-- Start SOURCE EXCERPT --

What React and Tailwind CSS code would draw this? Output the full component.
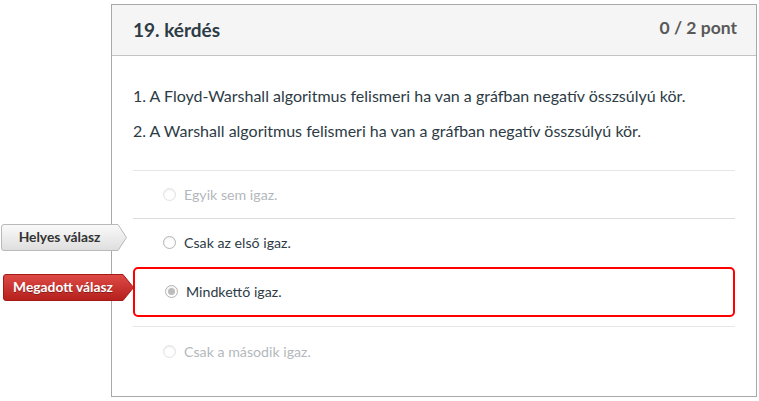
import React from 'react';

const font = { fontFamily: 'Lato, "Noto Sans", sans-serif' };

function Tag({ text, x, y, w, h, tip, variant }) {
  const red = variant === 'red';
  const id = red ? 'gRed' : 'gGray';
  return (
    <div className="absolute flex items-center" style={{ left: x, top: y, width: w, height: h }}>
      <svg className="absolute inset-0" width={w} height={h} viewBox={`0 0 ${w} ${h}`}>
        <defs>
          <linearGradient id={id} x1="0" y1="0" x2="0" y2="1">
            {red ? (
              <>
                <stop offset="0" stopColor="#de4a45" />
                <stop offset="1" stopColor="#b5201c" />
              </>
            ) : (
              <>
                <stop offset="0" stopColor="#fafafa" />
                <stop offset="1" stopColor="#dedede" />
              </>
            )}
          </linearGradient>
        </defs>
        <path
          d={`M3 0.5 H${w - tip} L${w - 0.5} ${h / 2} L${w - tip} ${h - 0.5} H3 Q0.5 ${h - 0.5} 0.5 ${h - 3} V3 Q0.5 0.5 3 0.5 Z`}
          fill={`url(#${id})`}
          stroke={red ? '#a31a17' : '#b9b9b9'}
          strokeWidth="1"
        />
      </svg>
      <span
        className={`relative text-center text-[13.8px] font-bold ${red ? 'text-white' : 'text-[#333]'}`}
        style={{ width: w - tip, ...(red ? { textShadow: '0 1px 0 rgba(0,0,0,0.35)' } : {}) }}
      >
        {text}
      </span>
    </div>
  );
}

function Radio({ checked, faded }) {
  return (
    <span
      className={`w-[13px] h-[13px] rounded-full border flex items-center justify-center bg-white ${
        faded ? 'border-[#e2e2e2]' : 'border-[#b4b4b4]'
      }`}
      style={{ boxShadow: 'inset 0 1px 2px rgba(0,0,0,0.08)' }}
    >
      {checked && <span className="w-[7px] h-[7px] rounded-full bg-[#bcbcbc]" />}
    </span>
  );
}

function Option({ label, faded, checked }) {
  return (
    <div className="flex items-center gap-[8px] pl-[30px]">
      <Radio checked={checked} faded={faded} />
      <span className={`text-[14.2px] ${faded ? 'text-[#b3b8bc]' : 'text-[#2d3b45]'}`}>{label}</span>
    </div>
  );
}

export default function App() {
  return (
    <div className="relative w-[759px] h-[401px] bg-white" style={font}>
      <div className="pl-[111px] pt-[4px]">
        <div className="w-[646px] h-[393px] border border-[#a9a9a9] bg-white">
          <div className="h-[51px] bg-[#f5f5f5] border-b border-[#c4c4c4] flex items-center justify-between pl-[21px] pr-[19px]">
            <h2 className="text-[19px] font-bold text-[#2d3b45] pt-[1px]">19. kérdés</h2>
            <span className="text-[17.5px] font-bold text-[#595959] pb-[4px]">0 / 2 pont</span>
          </div>
          <div className="px-[21px] text-[#2d3b45]">
            <p className="text-[16px] pt-[29px] leading-[22px]">
              1. A Floyd-Warshall algoritmus felismeri ha van a gráfban negatív összsúlyú kör.
            </p>
            <p className="text-[16px] pt-[13px] leading-[22px]">
              2. A Warshall algoritmus felismeri ha van a gráfban negatív összsúlyú kör.
            </p>
            <div className="mt-[28px] border-t border-[#e6e6e6] h-[48px] flex items-center">
              <Option label="Egyik sem igaz." faded />
            </div>
            <div className="border-t border-[#dcdcdc] h-[49px] flex items-center">
              <Option label="Csak az első igaz." />
            </div>
            <div className="h-[50px] border-2 border-[#ff0000] rounded-[5px] flex items-center">
              <Option label="Mindkettő igaz." checked />
            </div>
            <div className="mt-[9px] border-t border-[#e6e6e6] h-[50px] flex items-center">
              <Option label="Csak a második igaz." faded />
            </div>
          </div>
        </div>
      </div>
      <Tag text="Helyes válasz" x={1} y={224} w={126} h={27} tip={9} variant="gray" />
      <Tag text="Megadott válasz" x={3} y={274} w={131} h={27} tip={11} variant="red" />
    </div>
  );
}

-- End SOURCE EXCERPT --

WORK REQUIRED: Write out the full listing verbatim, excluding its pictures.

OUTPUT OF THE TASK:
What React and Tailwind CSS code would draw this? Output the full component.
import React from 'react';

const font = { fontFamily: 'Lato, "Noto Sans", sans-serif' };

function Tag({ text, x, y, w, h, tip, variant }) {
  const red = variant === 'red';
  const id = red ? 'gRed' : 'gGray';
  return (
    <div className="absolute flex items-center" style={{ left: x, top: y, width: w, height: h }}>
      <svg className="absolute inset-0" width={w} height={h} viewBox={`0 0 ${w} ${h}`}>
        <defs>
          <linearGradient id={id} x1="0" y1="0" x2="0" y2="1">
            {red ? (
              <>
                <stop offset="0" stopColor="#de4a45" />
                <stop offset="1" stopColor="#b5201c" />
              </>
            ) : (
              <>
                <stop offset="0" stopColor="#fafafa" />
                <stop offset="1" stopColor="#dedede" />
              </>
            )}
          </linearGradient>
        </defs>
        <path
          d={`M3 0.5 H${w - tip} L${w - 0.5} ${h / 2} L${w - tip} ${h - 0.5} H3 Q0.5 ${h - 0.5} 0.5 ${h - 3} V3 Q0.5 0.5 3 0.5 Z`}
          fill={`url(#${id})`}
          stroke={red ? '#a31a17' : '#b9b9b9'}
          strokeWidth="1"
        />
      </svg>
      <span
        className={`relative text-center text-[13.8px] font-bold ${red ? 'text-white' : 'text-[#333]'}`}
        style={{ width: w - tip, ...(red ? { textShadow: '0 1px 0 rgba(0,0,0,0.35)' } : {}) }}
      >
        {text}
      </span>
    </div>
  );
}

function Radio({ checked, faded }) {
  return (
    <span
      className={`w-[13px] h-[13px] rounded-full border flex items-center justify-center bg-white ${
        faded ? 'border-[#e2e2e2]' : 'border-[#b4b4b4]'
      }`}
      style={{ boxShadow: 'inset 0 1px 2px rgba(0,0,0,0.08)' }}
    >
      {checked && <span className="w-[7px] h-[7px] rounded-full bg-[#bcbcbc]" />}
    </span>
  );
}

function Option({ label, faded, checked }) {
  return (
    <div className="flex items-center gap-[8px] pl-[30px]">
      <Radio checked={checked} faded={faded} />
      <span className={`text-[14.2px] ${faded ? 'text-[#b3b8bc]' : 'text-[#2d3b45]'}`}>{label}</span>
    </div>
  );
}

export default function App() {
  return (
    <div className="relative w-[759px] h-[401px] bg-white" style={font}>
      <div className="pl-[111px] pt-[4px]">
        <div className="w-[646px] h-[393px] border border-[#a9a9a9] bg-white">
          <div className="h-[51px] bg-[#f5f5f5] border-b border-[#c4c4c4] flex items-center justify-between pl-[21px] pr-[19px]">
            <h2 className="text-[19px] font-bold text-[#2d3b45] pt-[1px]">19. kérdés</h2>
            <span className="text-[17.5px] font-bold text-[#595959] pb-[4px]">0 / 2 pont</span>
          </div>
          <div className="px-[21px] text-[#2d3b45]">
            <p className="text-[16px] pt-[29px] leading-[22px]">
              1. A Floyd-Warshall algoritmus felismeri ha van a gráfban negatív összsúlyú kör.
            </p>
            <p className="text-[16px] pt-[13px] leading-[22px]">
              2. A Warshall algoritmus felismeri ha van a gráfban negatív összsúlyú kör.
            </p>
            <div className="mt-[28px] border-t border-[#e6e6e6] h-[48px] flex items-center">
              <Option label="Egyik sem igaz." faded />
            </div>
            <div className="border-t border-[#dcdcdc] h-[49px] flex items-center">
              <Option label="Csak az első igaz." />
            </div>
            <div className="h-[50px] border-2 border-[#ff0000] rounded-[5px] flex items-center">
              <Option label="Mindkettő igaz." checked />
            </div>
            <div className="mt-[9px] border-t border-[#e6e6e6] h-[50px] flex items-center">
              <Option label="Csak a második igaz." faded />
            </div>
          </div>
        </div>
      </div>
      <Tag text="Helyes válasz" x={1} y={224} w={126} h={27} tip={9} variant="gray" />
      <Tag text="Megadott válasz" x={3} y={274} w={131} h={27} tip={11} variant="red" />
    </div>
  );
}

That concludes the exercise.